Le travail des chercheurs se porte aussi sur la conservation de la façade extérieure. "Nous tentons d'anticiper tout risque de fissure qui pourrait entraîner l'affaissement du bâtiment", indique le chercheur.

Bien que EPICO n'ait pas encore rendu ses conclusions, l'équipe pilotée par Danilo Forleo identifie le climat comme l'une des trois causes majeures de l'altération des objets avec les polluants et l'application de forces physiques. "Ces altérations peuvent être une décoloration tapisserie ou bien des fissures sur un meuble", détaille le scientifique. 

Selon le spécialiste, l'objectif du programme EPICO n'est "pas d'alarmer les gens sur le changement climatique, mais de les sensibiliser et de montrer que des solutions existent pour conserver le patrimoine."     

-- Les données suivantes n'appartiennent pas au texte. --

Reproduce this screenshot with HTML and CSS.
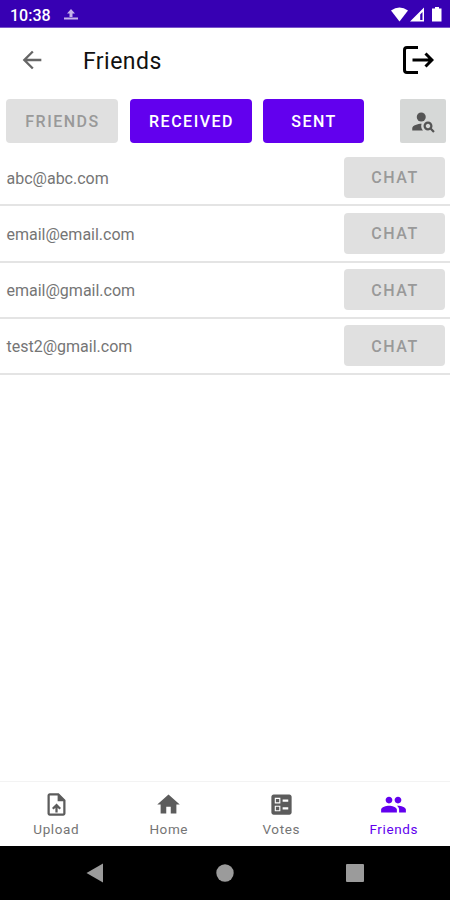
FILE: index.html
```
<!DOCTYPE html>
<html lang="en">
<head>
<meta charset="UTF-8">
<title>Friends</title>
<link rel="stylesheet" href="styles.css">
</head>
<body>

<div class="status-bar">
    <span class="clock">10:38</span>
    <svg class="status-upload" width="14" height="12" viewBox="0 0 14 12"><path d="M7 0l4 4.500H8.500V8h-3V4.500H3zM0 8.500h14v2H0z"/></svg>
    <svg class="status-icons" width="54" height="18" viewBox="0 0 54 18">
        <path d="M1 4.500Q9.500 -1.500 18 4.500L9.500 15.500z"/>
        <path fill-rule="evenodd" d="M34 1.500v14H20zM32.500 6v8h-2.300V8.500z"/>
        <path d="M43 2.500h2V1h4v1.500h2.500v13H42v-13z"/>
    </svg>
</div>

<header class="app-bar">
    <svg class="back" width="28" height="28" viewBox="0 0 24 24"><path d="M20 11H7.830l5.590-5.590L12 4l-8 8 8 8 1.410-1.410L7.830 13H20z"/></svg>
    <h1 class="title">Friends</h1>
    <svg class="logout" width="32" height="30" viewBox="0 0 32 30"><path d="M16 2.500H5Q2.500 2.500 2.500 5v20q0 2.500 2.500 2.500h11M10.500 15H30M23.500 8.500L30 15l-6.500 6.500"/></svg>
</header>

<div class="tabs">
    <button class="btn tab-friends" disabled>FRIENDS</button>
    <button class="btn tab-received">RECEIVED</button>
    <button class="btn tab-sent">SENT</button>
    <button class="search" aria-label="Search people">
        <svg width="27" height="27" viewBox="0 0 24 24"><circle cx="10" cy="8" r="4"/><path d="M10.350 14.010C7.620 13.910 2 15.270 2 18v2h9.540c-2.470-2.760-1.230-5.890-1.190-5.990zM19.430 18.020c.36-.59.57-1.280.57-2.020 0-2.210-1.790-4-4-4s-4 1.790-4 4 1.790 4 4 4c.74 0 1.430-.22 2.020-.57L20.590 22 22 20.590l-2.570-2.570zM16 18c-1.100 0-2-.9-2-2s.9-2 2-2 2 .9 2 2-.9 2-2 2z"/></svg>
    </button>
</div>

<ul class="friend-list">
    <li><span class="email">abc@abc.com</span><button class="btn chat" disabled>CHAT</button></li>
    <li><span class="email">email@email.com</span><button class="btn chat" disabled>CHAT</button></li>
    <li><span class="email">email@gmail.com</span><button class="btn chat" disabled>CHAT</button></li>
    <li><span class="email">test2@gmail.com</span><button class="btn chat" disabled>CHAT</button></li>
</ul>

<nav class="bottom-nav">
    <a class="item">
        <svg width="27" height="27" viewBox="0 0 24 24"><path d="M14 2H6c-1.100 0-1.990.9-1.990 2L4 20c0 1.100.89 2 1.990 2H18c1.100 0 2-.9 2-2V8l-6-6zm4 18H6V4h7v5h5v11zM8 15.010l1.410 1.410L11 14.840V19h2v-4.160l1.590 1.590L16 15.010 12.010 11z"/></svg>
        <span>Upload</span>
    </a>
    <a class="item">
        <svg width="27" height="27" viewBox="0 0 24 24"><path d="M10 20v-6h4v6h5v-8h3L12 3 2 12h3v8z"/></svg>
        <span>Home</span>
    </a>
    <a class="item">
        <svg width="27" height="27" viewBox="0 0 24 24"><path fill-rule="evenodd" d="M13 9.500h5v-2h-5v2zm0 7h5v-2h-5v2zm6 4.500H5c-1.100 0-2-.9-2-2V5c0-1.100.9-2 2-2h14c1.100 0 2 .9 2 2v14c0 1.100-.9 2-2 2zM6 11h5V6H6v5zm1-4h3v3H7V7zM6 18h5v-5H6v5zm1-4h3v3H7v-3z"/></svg>
        <span>Votes</span>
    </a>
    <a class="item active">
        <svg width="27" height="27" viewBox="0 0 24 24"><path d="M16 11c1.660 0 2.990-1.340 2.990-3S17.660 5 16 5s-3 1.340-3 3 1.340 3 3 3zm-8 0c1.660 0 2.990-1.340 2.990-3S9.660 5 8 5 5 6.340 5 8s1.340 3 3 3zm0 2c-2.330 0-7 1.170-7 3.500V19h14v-2.500c0-2.330-4.670-3.500-7-3.500zm8 0c-.29 0-.62.02-.97.05 1.160.84 1.970 1.970 1.970 3.450V19h6v-2.500c0-2.330-4.670-3.500-7-3.500z"/></svg>
        <span>Friends</span>
    </a>
</nav>

<div class="system-nav">
    <svg width="18" height="20" viewBox="0 0 18 20"><path d="M17 .5v19L.5 10z"/></svg>
    <svg width="18" height="18" viewBox="0 0 18 18"><circle cx="9" cy="9" r="8.700"/></svg>
    <svg width="18" height="18" viewBox="0 0 18 18"><rect width="18" height="18" rx="1"/></svg>
</div>

</body>
</html>
```
FILE: styles.css
```
*{box-sizing:border-box;margin:0;padding:0}
body{
    font-family:Roboto,sans-serif;
    background:#fff;color:#111;
    display:flex;flex-direction:column;
    width:450px;height:900px;overflow:hidden;
}
svg{display:block;flex:none}

/* ─── Status bar ─────────────────────────────────────────────── */
.status-bar{
    height:28px;flex:none;padding:3px 6px 0 10px;
    background:#3700b3;color:#fff;
    display:flex;align-items:center;
    border-bottom:1px solid #7a55cb;
}
.clock{width:54px;font-size:16px;font-weight:500}
.status-upload{fill:#c5b2ea}
.status-icons{margin-left:auto;fill:#fff}

/* ─── App bar ────────────────────────────────────────────────── */
.app-bar{height:64px;flex:none;display:flex;align-items:center;padding:2px 16px 0 18px}
.back{fill:#666;margin-bottom:3px}
.title{margin-left:37px;font-size:23px;font-weight:400;letter-spacing:.45px}
.logout{margin:-2px 0 0 auto;fill:none;stroke:#000;stroke-width:3}

/* ─── Buttons ────────────────────────────────────────────────── */
.btn{
    border:0;border-radius:4px;
    background:#6200ee;color:#fff;
    font:500 16px Roboto,sans-serif;letter-spacing:1.500px;text-indent:1px;
}
.btn:disabled{background:#e0e0e0;color:#999}
.tabs{height:58px;flex:none;display:flex;padding:7px 4px 7px 6px}
.tab-friends{width:112px;margin-right:12px}
.tab-received{width:122px;margin-right:11px}
.tab-sent{width:101px}
.search{
    width:46px;margin-left:auto;border:0;border-radius:2px;
    background:#d6d8d7;fill:#555;
    display:flex;align-items:center;justify-content:center;
}

/* ─── Friend list ────────────────────────────────────────────── */
.friend-list{list-style:none;flex:1}
.friend-list li{
    height:56.250px;padding:0 5px 0 6.500px;
    display:flex;align-items:center;justify-content:space-between;
    border-bottom:2px solid #e4e4e4;
}
.email{padding-top:2px;font-size:16px;color:#757575}
.chat{width:101px;height:41px;padding-top:1px}

/* ─── Bottom navigation ──────────────────────────────────────── */
.bottom-nav{height:65px;flex:none;display:flex;border-top:1px solid #f3f3f3}
.item{
    flex:1;padding-top:9px;
    display:flex;flex-direction:column;align-items:center;
    color:#757575;fill:#5c5c5c;
    font-size:13.500px;line-height:16px;letter-spacing:.6px;
}
.item span{margin-top:3px}
.active{color:#6200ee;fill:#6200ee}

/* ─── System navigation ──────────────────────────────────────── */
.system-nav{
    height:54px;flex:none;padding:0 86px;
    background:#000;fill:#9b9b9b;
    display:flex;align-items:center;justify-content:space-between;
}
```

"Le changement climatique devrait avoir un impact sur le tourisme culturel"

Le dernier rapport du Réseau Action Climat (RAC) montre que dans les prochaines années, l'Île-de-France va connaître des canicules plus longues, plus chaudes et plus fréquentes. Il alerte de manière globale sur la hausse des températures dans la région et notamment à Versailles.

L'été, période la plus faste pour le tourisme au Château de Versailles, devrait être plus chaud de 2 degrés en moyenne en 2050. Selon des données de Météo-France, à cette même date, Versailles pourrait connaître jusqu'à 2 mois de sécheresse en été contre 45 jours actuellement.

"Même si le dérèglement climatique aura plus d'impacts sur le patrimoine naturel, il en aura aussi sur le patrimoine culturel et le tourisme", estime Benjamin Crettenand, chargé de sensibilisation au changement climatique pour le Réseau Action Climat. Les habitudes des touristes pourraient être changées.

"Faire du tourisme culturel sera de plus en plus compliqué, car les événements de fortes chaleurs vont se multiplier. Cela devrait être le cas à Versailles, mais également à Paris qui n'est pas très bien protégée contre les vagues de chaleur. Il pourrait faire jusqu'à 50 degrés. Cela rendra le simple fait de s'y promener très difficile", note le chargé de sensibilisation du RAC.